Did anyone see the videos that were pre-made assuming Wish would be a success? Aged like milk lol.
I don't understand why Disney would trust the music of their 100th anniversary celebration princess flick in the hands of a popstar ghostwriter and some sound engineer who worked with Lady Gaga. Criticize Lin-Manuel Miranda all you want, but there's no denying that he knows how musicals work. All the faults of Julia Michaels songwriting are seen in the Selena Gomez song "Bad Liar", which she co-wrote. Like the forced/arrhythmic verses and repetition.
One of my many problems with Wish is that Rosas lacks cultural character. They should've just set the story in New York City instead of making it some island in the Mediterranean sea that the king (and villain) made to be a safespace for people from all over the world live in.
Every other Disney princess flick attempts to honour some real world culture(s), even if they're mostly set in fictional lands. Belle is French, Merida is Scottish, Jasmine is Arab, Mulan is Chinese, Moana is Polynesian, Tiana is from the Southern U.S, Frozen is Scandinavian-inspired, etc. Even other princesses like Snow White, Aurora and Rapunzel, while not having a clear setting (AFAIK), are obviously Europeans and were inspired by European fairy tales. And this is why some people can feel "representation" with the princesses.
But WTF is Asha supposed to be? She isn't Southern European or any Mediterranean ethnicity. Her fictional island is basically New York City and her friends are all colours of the rainbow (one's Yellow, another is Brown, another is black, etc). If she's supposed to be "Brown" or broadly "POC", then there's a ton of princesses that actually focus on real world Brown cultures/people (i.e - Moana, Raya, Jasmine, etc).
I feel like Wish is the zenith of Disney's attempts to be inclusive and inoffensive, while ultimately appealing to no one. In the past, they got some shit for Jasmine supposedly being Arab, but her palace (inspired by India's Taj Mahal) tells a different story. The film was supposed to be set in Baghdad, but the Gulf War made the creators change the name to Agrabah. IIRC, Mulan also got criticism by actual Chinese audiences for looking pan-East Asian or Japanesey. Princess and the Frog, despite all the media hype for being the first "African American princess", didn't have an African prince. Naveen has an Indian name and comes from a fictional kingdom, Maledonia; that name possibly combines two real life countries (Maldives and North Macedonia).

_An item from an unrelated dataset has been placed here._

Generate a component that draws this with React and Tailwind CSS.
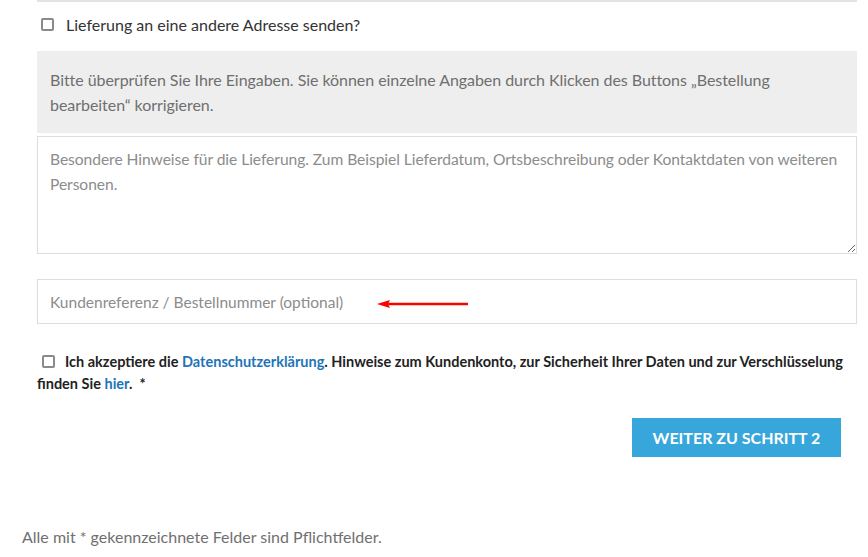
import { useState } from "react";

function Box({ checked, onChange, className = "" }) {
  return (
    <input
      type="checkbox"
      checked={checked}
      onChange={(e) => onChange(e.target.checked)}
      className={`h-[13px] w-[13px] shrink-0 appearance-none rounded-[2px] border-2 border-[#8a8a8a] bg-white ${className}`}
    />
  );
}

export default function App() {
  const [otherAddress, setOtherAddress] = useState(false);
  const [accepted, setAccepted] = useState(false);

  return (
    <div className="min-h-[557px] bg-white font-['Lato',sans-serif] text-[#333]">
      <div className="ml-[37px] w-[820px]">
        <div className="h-[2px] bg-[#e3e3e3]" />

        <label className="flex h-[49px] items-start gap-[12px] pl-[4px] pt-[13px] text-[16px] leading-[20px]">
          <Box checked={otherAddress} onChange={setOtherAddress} className="mt-[3px]" />
          Lieferung an eine andere Adresse senden?
        </label>

        <div className="bg-[#eeeeee] px-[13px] pb-[16px] pt-[16px] text-[16px] leading-[25px] tracking-[-0.05px] text-[#6f6f6f]">
          Bitte überprüfen Sie Ihre Eingaben. Sie können einzelne Angaben durch Klicken des Buttons „Bestellung bearbeiten“ korrigieren.
        </div>

        <textarea
          className="mt-[3px] block h-[118px] w-full border border-[#dddddd] px-[12px] py-[10px] text-[15.6px] leading-[25px] tracking-[-0.05px] text-[#555] outline-none placeholder:text-[#8c8c8c]"
          placeholder="Besondere Hinweise für die Lieferung. Zum Beispiel Lieferdatum, Ortsbeschreibung oder Kontaktdaten von weiteren Personen."
        />

        <div className="relative mt-[25px]">
          <input
            type="text"
            className="block h-[45px] w-full border border-[#dddddd] px-[12px] text-[15.5px] text-[#555] outline-none placeholder:text-[#8c8c8c]"
            placeholder="Kundenreferenz / Bestellnummer (optional)"
          />
          <svg
            className="pointer-events-none absolute left-[338px] top-[20px]"
            width="94"
            height="10"
            viewBox="0 0 94 10"
          >
            <line x1="10" y1="5" x2="93" y2="5" stroke="#ff0000" strokeWidth="2.4" />
            <path d="M2 5 L15 1 L13 5 L15 9 Z" fill="#ff0000" />
          </svg>
        </div>

        <div className="mt-[27px] text-[14.5px] font-bold leading-[22px] text-[#222]">
          <Box checked={accepted} onChange={setAccepted} className="mx-[5px] inline-block align-[-1px]" />
          <span className="ml-[5px]">Ich akzeptiere die </span>
          <a href="#" className="text-[#1d74b8]">Datenschutzerklärung</a>. Hinweise zum Kundenkonto, zur Sicherheit Ihrer Daten und zur Verschlüsselung finden Sie{" "}
          <a href="#" className="text-[#1d74b8]">hier</a>.&nbsp; *
        </div>

        <div className="mt-[23px] flex justify-end pr-[16px]">
          <button
            type="button"
            className="h-[39px] w-[209px] bg-[#37a6db] text-[16px] font-bold uppercase text-white"
          >
            Weiter zu Schritt 2
          </button>
        </div>
      </div>

      <p className="ml-[22px] mt-[68px] text-[16px] text-[#707070]">
        Alle mit * gekennzeichnete Felder sind Pflichtfelder.
      </p>
    </div>
  );
}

Frozen tried to cram every Scandinavian culture and then the sequel introduced a Sami-inspired people because audiences didn't know that Anna's boyfriend was Sami. Moana saw some criticism for trying to be pan-Polynesian, instead of picking one of the many diverse Polynesian/Pacific Islander cultures. Even Raya and the Last Dragon was being hyped up for it's "representation" of pan-Southeast Asian cultures, yet ironically, many of the film's talent were East Asian descent. The film failed to reach audiences in China and Japan btw, because (shocker), East Asians don't look at a Vietcong or other dark-skins and see "representation".